- Born: Colorado Springs, CO
- Education: Princeton University (A.B.) Caltech (Ph.D.)
- Known for: Quantum many-body physics: •Dipolar quantum gases; •Multimode cavity QED; •Quantum sensors;
- Awards: Packard Fellowship; Presidential Early Career Award for Scientists and Engineers; National Science Foundation CAREER Award;
- Scientific career
- Fields: Atomic, molecular, and optical physics; Quantum optics; Quantum gases; Quantum simulation; Quantum sensing;
- Workplaces: Stanford University
- Doctoral advisor: Hideo Mabuchi
- Other academic advisors: Jun Ye (postdoc)
- Website: levlab.stanford.edu

= Benjamin L. Lev =

American physicist and professor

Benjamin Leonard Lev is an American physicist and the Stanford Fortitude Professor and Professor of Physics and Applied Physics at Stanford University.
He studies quantum many-body physics, both in and out of equilibrium, by combining the tools of ultracold atomic physics, quantum optics, and condensed matter physics.

==Biography==
Lev grew up in Crystal River, Florida, and attended Crystal River High School. He received his physics bachelor's degree magna cum laude from Princeton in 1999 and his physics Ph.D. from Caltech in 2005, working with Hideo Mabuchi. Lev was an NRC postdoc at JILA with (2006-2007) Jun Ye and an assistant professor at the University of Illinois at Urbana-Champaign (2008-2011). He joined the Stanford faculty in 2011, where he is now Professor of Physics and Applied Physics and runs a quantum many-body physics research lab.

==Work==
Lev's research focuses on exploring quantum many-body physics, especially in nonequilibrium settings. The contributions of his group include:
- The first laser cooling and trapping of dysprosium, followed by the first creation of a Bose-Einstein condensate (BEC) and a degenerate Fermi gas of Dy. These were the first quantum gases of an open-shell lanthanide (rare-earth) element. Dysprosium is the most magnetic fermionic element, and terbium and the bosonic isotopes of Dy are the most magnetic bosonic elements. Together with prior work on BECs of chromium, Lev's work opened new research directions using highly magnetic dipolar quantum gases for quantum many-body experiments.
- First direct observation of replica symmetry breaking and ultrametricity from microscopic measurements of spin configurations. This was realized using the first quantum-optical spin glass, which was created using multimode cavity QED. Both vector and Ising spin glasses have been realized, the latter made the PRL cover and Collection of the Year 2025. The Lev group also realized an associative memory with capacity that exceeds the Hopfield limit under Hebbian learning. The enhanced capacity arises due to the multimode cavity QED dynamics and a novel polaronic effect that resulted in short-term plasticity of the network connectivity.
- The use of 1D gases of Dy to create a novel hierarchy of quantum many-body scar states in 2020. This was realized by the discovery of a dipolar stabilization mechanism that allows super-Tonks-Girardeau states to be prepared using a topological pump in energy space.
- Creation of the first optical lattice with sound. The lattice had phonon excitations and formed the first supersolid that possesses a key property of solids, vibration. This work was based on the system of confocal multimode cavity QED with BECs, which was developed by his group and collaborators.
- Development of a quantum sensor called the SQCRAMscope, a Scanning Quantum Cryogenic Atom Microscope. It was employed in the imaging of nematic electron transport in iron-based superconductors.

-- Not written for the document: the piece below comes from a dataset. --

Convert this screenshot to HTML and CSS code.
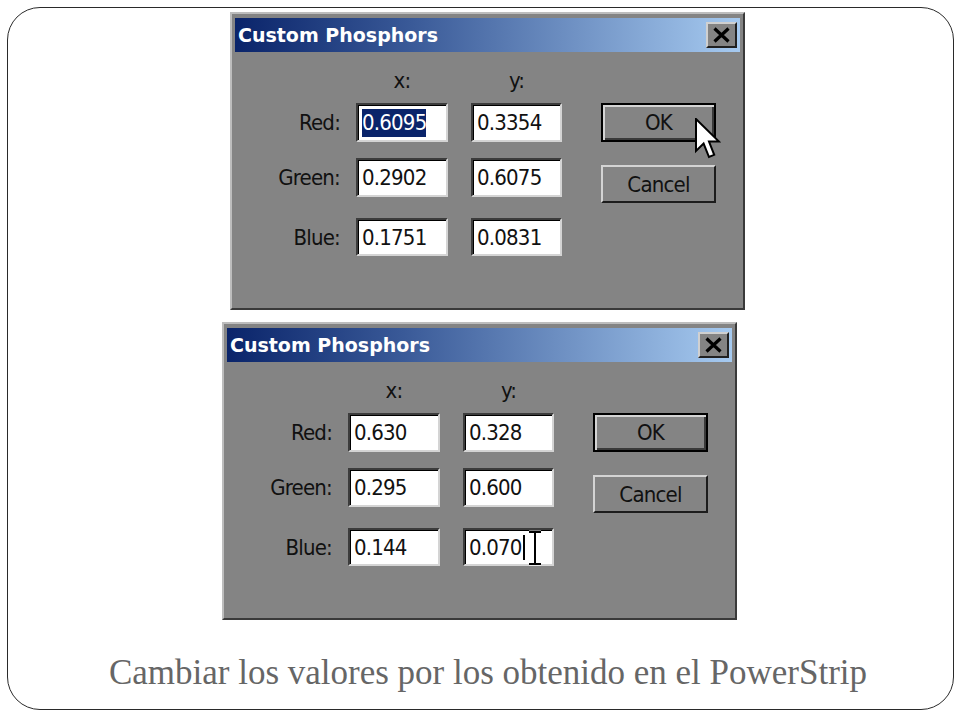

==Awards and fellowships==
Lev has received several awards for his work, including a Presidential Early Career Award for Scientists and Engineers (PECASE) from President Obama. and a Packard Foundation Fellowship, as well as National Science Foundation CAREER Award and Air Force Office of Scientific Research, DARPA, and Office of Naval Research Young Investigator Program awards. Lev was elected a fellow of the American Physical Society ``for groundbreaking experiments on quantum gases of lanthanide atoms with large magnetic dipole moments, theoretically proposing and experimentally demonstrating many-body multimode cavity QED for many-body physics and the demonstration of novel scanning quantum gas imaging of quantum materials." He serves on the editorial board of Physical Review X.